The One Moment That Ruined Jerry Lee Lewis' Career

When Myra Lewis Williams talked to Cuepoint in 2014 about the moment that forever changed her life and briefly made her name known worldwide, she shared that, for her, "It's not a story that ever went away." Now an author and, as recently as 2014, a real estate broker in Atlanta, according to the Daily Press, Williams was once better known as Myra Gale Brown. Before the incident that would make her infamous, Williams (Brown) was just a 13-year old girl in 1957, living with her musician father and her family in Memphis, the cradle of an emerging rock and roll scene.

As the Washington Post reported, the year before, her cousin, also a musician, had come to town to try his luck at the iconic Sun Records studios. Sometime later that year, that cousin, now either 21 or 22, moved in and, as the Washington Post cringingly described it in 1989, the two became "kissing cousins." According to Williams, one day in 1957, her cousin surprised her with a marriage proposal. As she put it, "At 13, logic does not exist," and she agreed. Williams was 13. Her cousin, Jerry Lee Lewis, was 22.

"I didn't realize how young 13 was until I got older," explained Williams in 2014. Maybe that's why it didn't occur to her to hide anything.
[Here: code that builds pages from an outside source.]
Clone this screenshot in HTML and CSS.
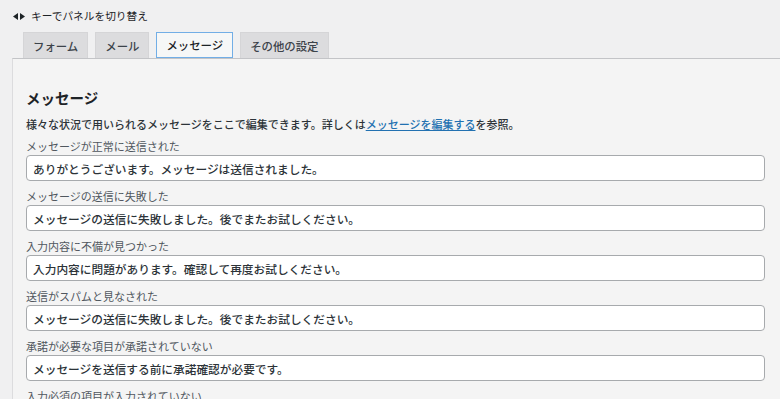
FILE: index.html
```html
<!DOCTYPE html>
<html>
<head>
	<meta charset="utf-8">
	<title>メッセージ</title>
	<link rel="stylesheet" href="styles.css">
</head>
<body>
	<div class="hint">
		<svg class="hint-arrows" width="12" height="7" viewBox="0 0 12 7"><path d="M0 3.5L5 0v7z M12 3.5L7 0v7z" fill="#1d2327"/></svg>
		<span>キーでパネルを切り替え</span>
	</div>

	<div class="tabs">
		<a class="tab">フォーム</a>
		<a class="tab">メール</a>
		<a class="tab tab-active">メッセージ</a>
		<a class="tab">その他の設定</a>
	</div>

	<div class="panel">
		<h2>メッセージ</h2>
		<p class="desc">様々な状況で用いられるメッセージをここで編集できます。詳しくは<a href="#">メッセージを編集する</a>を参照。</p>

		<div class="field">
			<label>メッセージが正常に送信された</label>
			<input type="text" value="ありがとうございます。メッセージは送信されました。">
		</div>
		<div class="field">
			<label>メッセージの送信に失敗した</label>
			<input type="text" value="メッセージの送信に失敗しました。後でまたお試しください。">
		</div>
		<div class="field">
			<label>入力内容に不備が見つかった</label>
			<input type="text" value="入力内容に問題があります。確認して再度お試しください。">
		</div>
		<div class="field">
			<label>送信がスパムと見なされた</label>
			<input type="text" value="メッセージの送信に失敗しました。後でまたお試しください。">
		</div>
		<div class="field">
			<label>承諾が必要な項目が承諾されていない</label>
			<input type="text" value="メッセージを送信する前に承諾確認が必要です。">
		</div>
		<div class="field">
			<label>入力必須の項目が入力されていない</label>
			<input type="text" value="必須項目に入力してください。">
		</div>
	</div>
</body>
</html>
```

FILE: styles.css
```css
body {
	margin: 0;
	background-color: #f0f0f1;
	font-family: "Noto Sans CJK JP", "Noto Sans", sans-serif;
	color: #1d2327;
	overflow: hidden;
}

.hint {
	display: flex;
	align-items: center;
	padding: 8px 0 0 13px;
	height: 16px;
	font-size: 10.7px;
	line-height: 16px;
}

.hint-arrows {
	margin-right: 6px;
}

.tabs {
	display: flex;
	gap: 7px;
	margin: 8px 0 0 23px;
	height: 26px;
}

.tab {
	display: flex;
	align-items: center;
	padding: 0 9px;
	font-size: 11.4px;
	font-weight: 500;
	color: #3c434a;
	background-color: #dcdcde;
	border: 1px solid #d5d5d7;
	border-bottom: none;
}

.tab-active {
	background-color: #f6f7f7;
	color: #1d2327;
	border: 1px solid #72aee6;
}

.panel {
	margin-left: 12px;
	padding: 0 15px 0 13px;
	background-color: #f4f4f4;
	border-top: 1px solid #c3c4c7;
	border-left: 1px solid #dcdcde;
	min-height: 400px;
}

.panel h2 {
	margin: 0;
	padding-top: 29px;
	font-size: 14.5px;
	line-height: 20px;
	font-weight: 700;
	color: #1d2327;
}

.desc {
	margin: 8px 0 0;
	font-size: 11px;
	line-height: 16px;
	font-weight: 500;
	color: #2c3338;
}

.desc a {
	color: #2271b1;
	text-decoration: underline;
}

.field {
	display: flex;
	flex-direction: column;
	margin-top: 6px;
}

.field + .field {
	margin-top: 7px;
}

.field label {
	font-size: 11px;
	line-height: 16px;
	color: #50575e;
	margin-bottom: 1px;
}

.field input {
	box-sizing: border-box;
	height: 26px;
	padding: 0 6px;
	font-family: inherit;
	font-size: 11.7px;
	font-weight: 500;
	color: #2c3338;
	background-color: #fff;
	border: 1px solid #a7aaad;
	border-radius: 4px;
}
```
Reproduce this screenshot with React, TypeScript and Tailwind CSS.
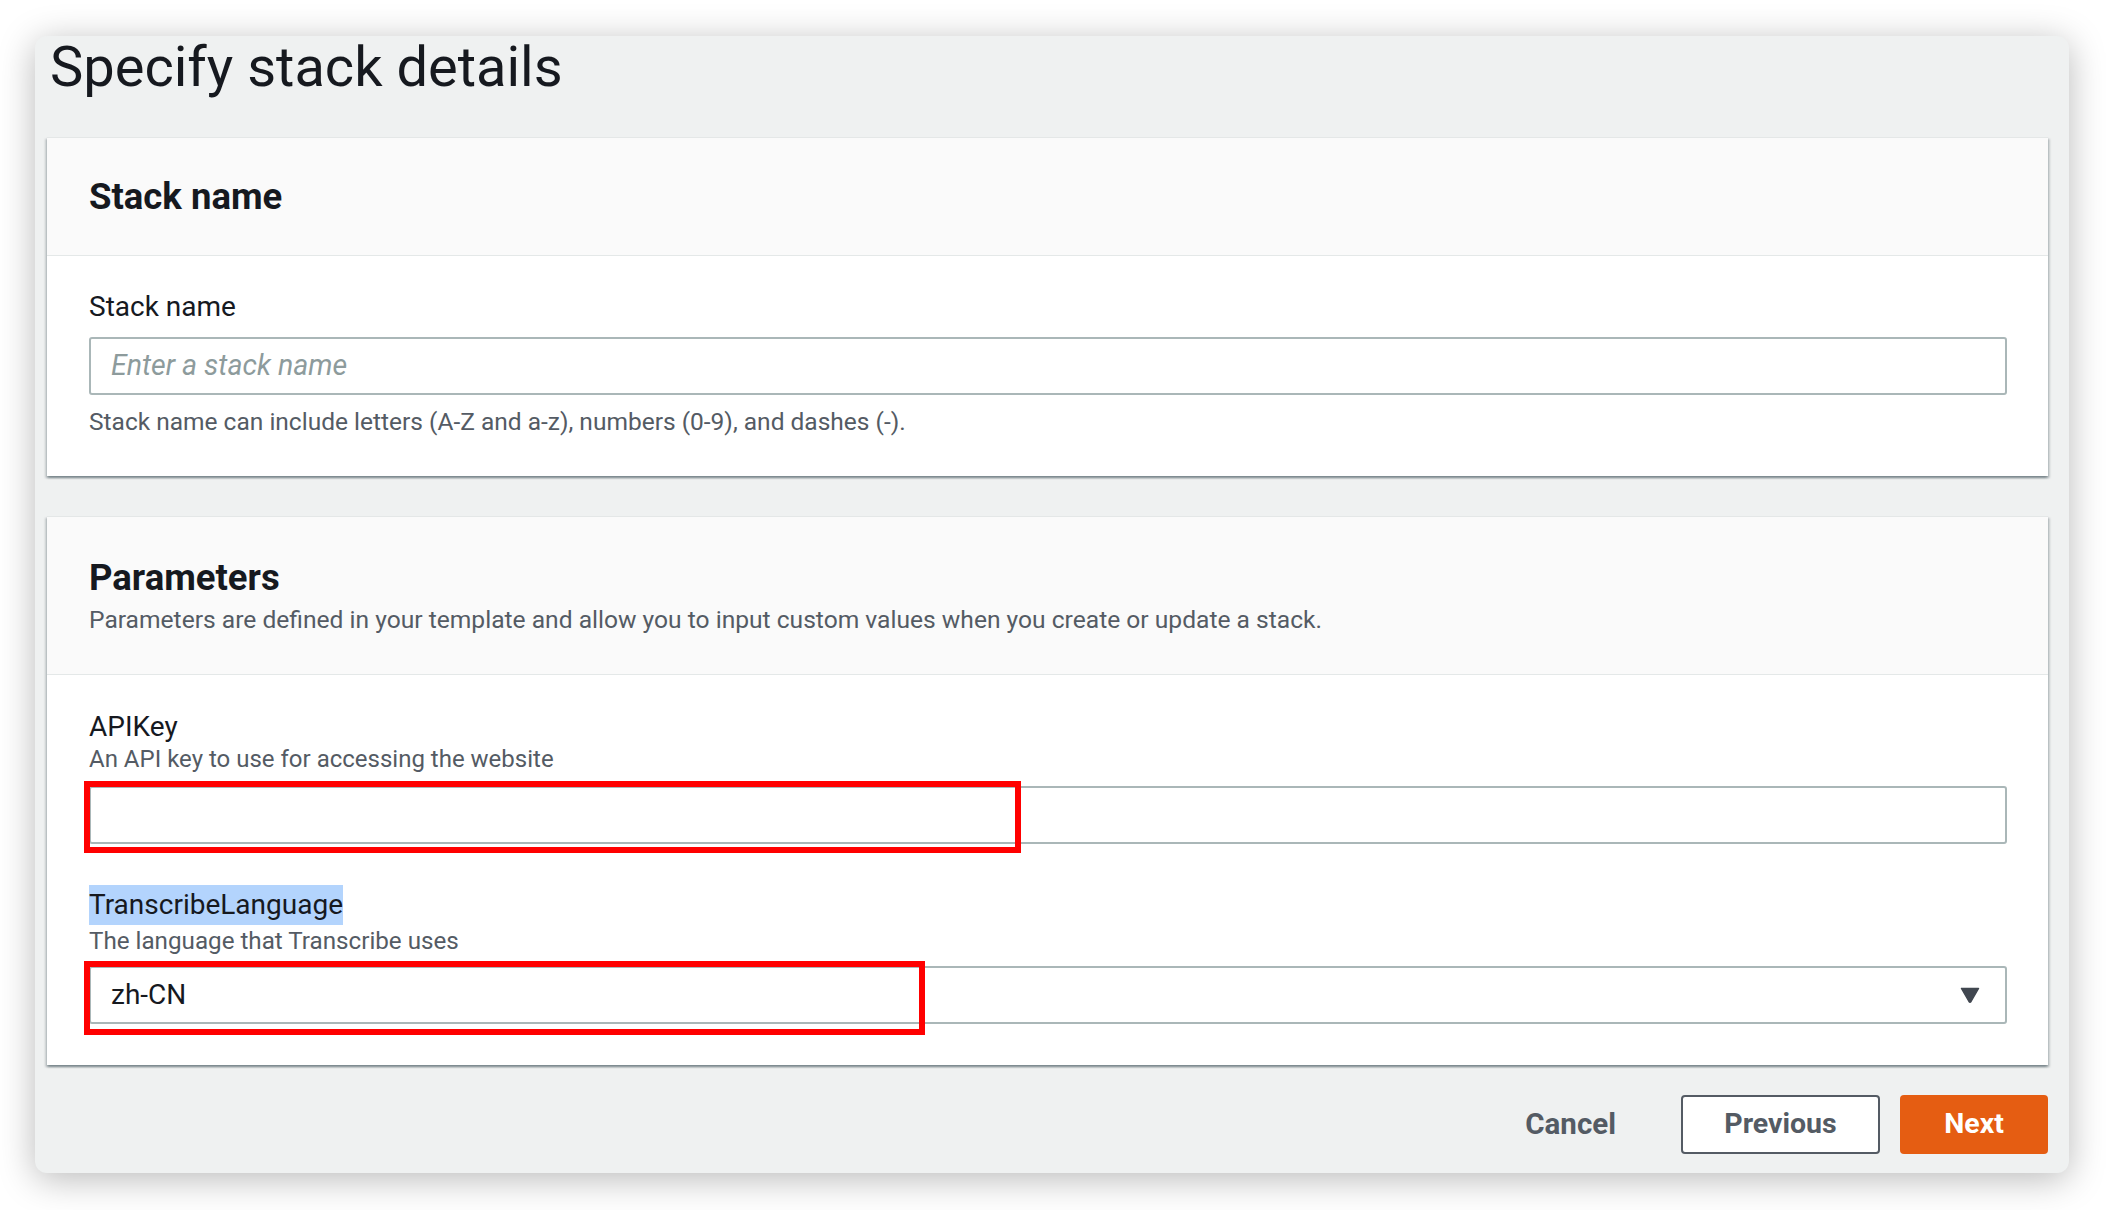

Jerry Lee Lewis' career never fully recovered from this moment

Myra Gale Brown was with Jerry Lee Lewis on his 1958 tour of England, hoping to expand his fan base, when a British reporter asked who she was. "I was the one who let the big ol' cat out of the bag," she told Cuepoint. Though Lewis and his team had come up with a story about Brown being 15, Brown reportedly wasn't told about this plan. "If anybody had told me anything, I could have prevented this thing. But they didn't, and I didn't, and the rest is history, I guess," she later said, reflecting on the moment (via ATI).

Once the tabloids had the story, they didn't let it go. The furor grew even worse once it was disclosed that not only had Lewis married a 13-year-old, she was also his first cousin once removed and the daughter of his bass player. Add to that the fact that Lewis was still legally married to his second wife and the story soon became infamous. Lewis' ticket sales plummeted, and his tour was cut short.

As Cuepoint described it, it was exceptionally bad timing for Lewis, who'd been perfectly positioned to ascend to the top of the charts following Elvis Presley's draft into the army. Remarkably, the couple managed to remain married for a time and had two children (tragically, their son died as a toddler). As the Daily Press characterized it in 1989, however, those remaining 13 years were marked by "the terrors of [Lewis's] alcohol and drug abuse." In the years following the incident, Lewis again found some success, relates Live About — this time as a country performer. Perhaps surprisingly, Williams and Lewis remained in contact, and despite the turmoil, Williams appears surprisingly resilient, sharing that the aftermath of that life-changing moment "wasn't harming me, it was harming somebody I loved, that was the pain of it."